The AAUW presents a few possible solutions to the gender pay gap problem. They urge companies to perform salary audits; women to improve their pay negotiation skills; and political or presidential action. They support the Paycheck Fairness Act, which is scheduled to be voted on by the Senate this month. The purpose of this Act is to improve the Equal Pay Act of 1963 by requiring employers to demonstrate that pay differences are not related to gender, and by allowing employees to talk about their salaries without being punished by their employers.

It was actually just recently announced that President Obama is going to sign two executive orders on equal pay. One bars federal contractors from punishing employees who discuss their salary information, and the other demands that the Department of Labor establish updated regulations on federal contractors reporting wage-related data. This is a positive step, but executive orders can only do so much. It would take legislation enacted by Congress to extend these regulations to non-federal employers.

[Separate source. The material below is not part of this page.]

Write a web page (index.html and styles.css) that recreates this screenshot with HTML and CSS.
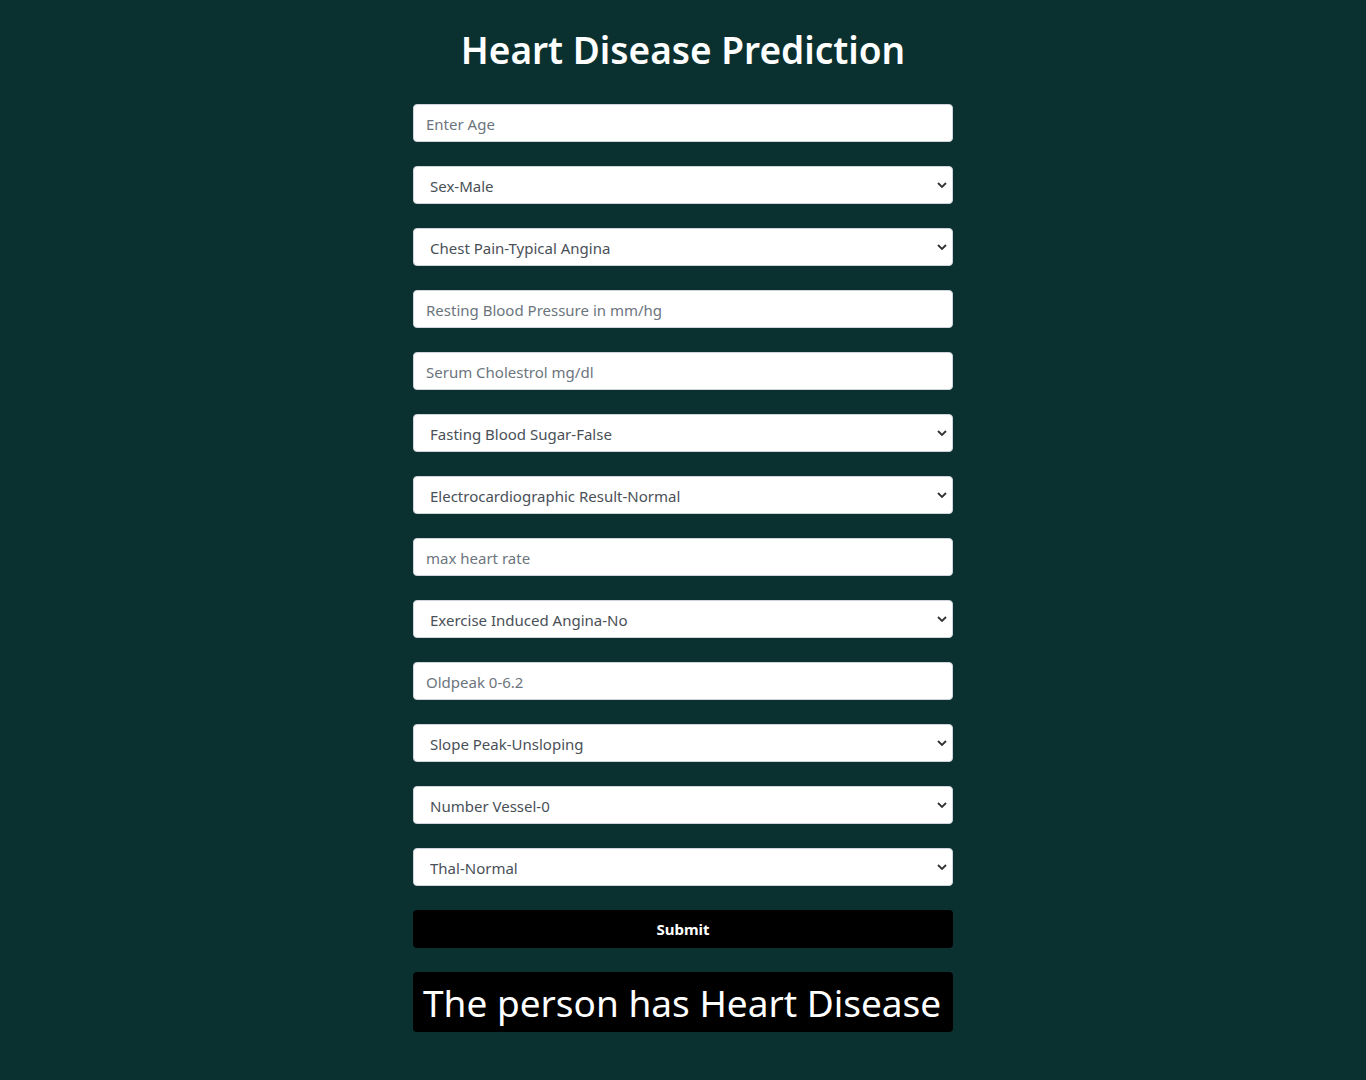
FILE: index.html
```html
<!DOCTYPE html>
<html>
<head>
<meta charset="utf-8">
<title>Heart Disease Prediction</title>
<link rel="stylesheet" href="styles.css">
</head>
<body>
<main class="page">
  <h1 class="title">Heart Disease Prediction</h1>
  <form class="form">
    <input class="field" type="text" placeholder="Enter Age">
    <select class="field select"><option>Sex-Male</option></select>
    <select class="field select"><option>Chest Pain-Typical Angina</option></select>
    <input class="field" type="text" placeholder="Resting Blood Pressure in mm/hg">
    <input class="field" type="text" placeholder="Serum Cholestrol mg/dl">
    <select class="field select"><option>Fasting Blood Sugar-False</option></select>
    <select class="field select"><option>Electrocardiographic Result-Normal</option></select>
    <input class="field" type="text" placeholder="max heart rate">
    <select class="field select"><option>Exercise Induced Angina-No</option></select>
    <input class="field" type="text" placeholder="Oldpeak 0-6.2">
    <select class="field select"><option>Slope Peak-Unsloping</option></select>
    <select class="field select"><option>Number Vessel-0</option></select>
    <select class="field select"><option>Thal-Normal</option></select>
    <button class="submit" type="button">Submit</button>
  </form>
  <div class="result">The person has Heart Disease</div>
</main>
</body>
</html>
```
FILE: styles.css
```css
html, body {
  margin: 0;
  padding: 0;
  background: #0a3130;
  font-family: "Noto Sans", "Open Sans", sans-serif;
}
.page {
  width: 540px;
  margin: 0 auto;
  display: flex;
  flex-direction: column;
}
.title {
  margin: 26px 0 30px;
  color: #fff;
  text-align: center;
  font-size: 37px;
  font-weight: 600;
  line-height: 48px;
}
.form {
  display: flex;
  flex-direction: column;
  gap: 24px;
}
.field {
  box-sizing: border-box;
  width: 100%;
  height: 38px;
  margin: 0;
  padding: 2px 12px 0;
  border: 1px solid #ced4da;
  border-radius: 4px;
  background: #fff;
  color: #495057;
  font-family: inherit;
  font-size: 15px;
  outline: none;
}
.field::placeholder {
  color: #6c757d;
}
.select {
  appearance: none;
  -webkit-appearance: none;
  padding-left: 16px;
  background-image: url("data:image/svg+xml,%3Csvg xmlns='http://www.w3.org/2000/svg' width='10' height='6' viewBox='0 0 10 6'%3E%3Cpath d='M1 1l4 4 4-4' fill='none' stroke='%23333' stroke-width='1.8'/%3E%3C/svg%3E");
  background-repeat: no-repeat;
  background-position: right 5px center;
  background-size: 10px 6px;
}
.submit {
  height: 38px;
  border: 0;
  border-radius: 4px;
  background: #000;
  color: #fff;
  font-family: inherit;
  font-size: 15px;
  font-weight: 700;
  cursor: pointer;
}
.result {
  margin-top: 24px;
  height: 60px;
  box-sizing: border-box;
  padding: 0 10px;
  border-radius: 4px;
  background: #000;
  color: #fff;
  font-size: 37px;
  line-height: 62px;
  white-space: nowrap;
}
```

Perhaps because I have become somewhat disillusioned with the effectiveness of Congress, I am not inclined to put much faith in political methods of solving this problem. Nor am I inclined to rely on companies to monitor their own salary practices. Nevertheless, it is my belief that this problem cannot be solved simply by women being more aggressive with their careers and by working harder. The problem in the first place is that women who are working as hard as their male coworkers are still earning less for no apparent reason. Thus, I know that it will take authoritative political action to change the institutional issues and fully eradicate the problem. But I do not expect this to happen in a very timely manner. So I think that meanwhile, it would be helpful for women to adopt a changed mind set. It is so easy for us to forget or ignore this pay gap. It is so easy for us to believe that we are going into the workforce judged and paid solely based on our performance. Women must go into the workforce aware and mindful of this gap. We must be ready to defend the pay that we deserve. We must be loud about this issue, if only to make it public and to spur the political process along. We have been fighting for ourselves for well over a century. We will continue to do so.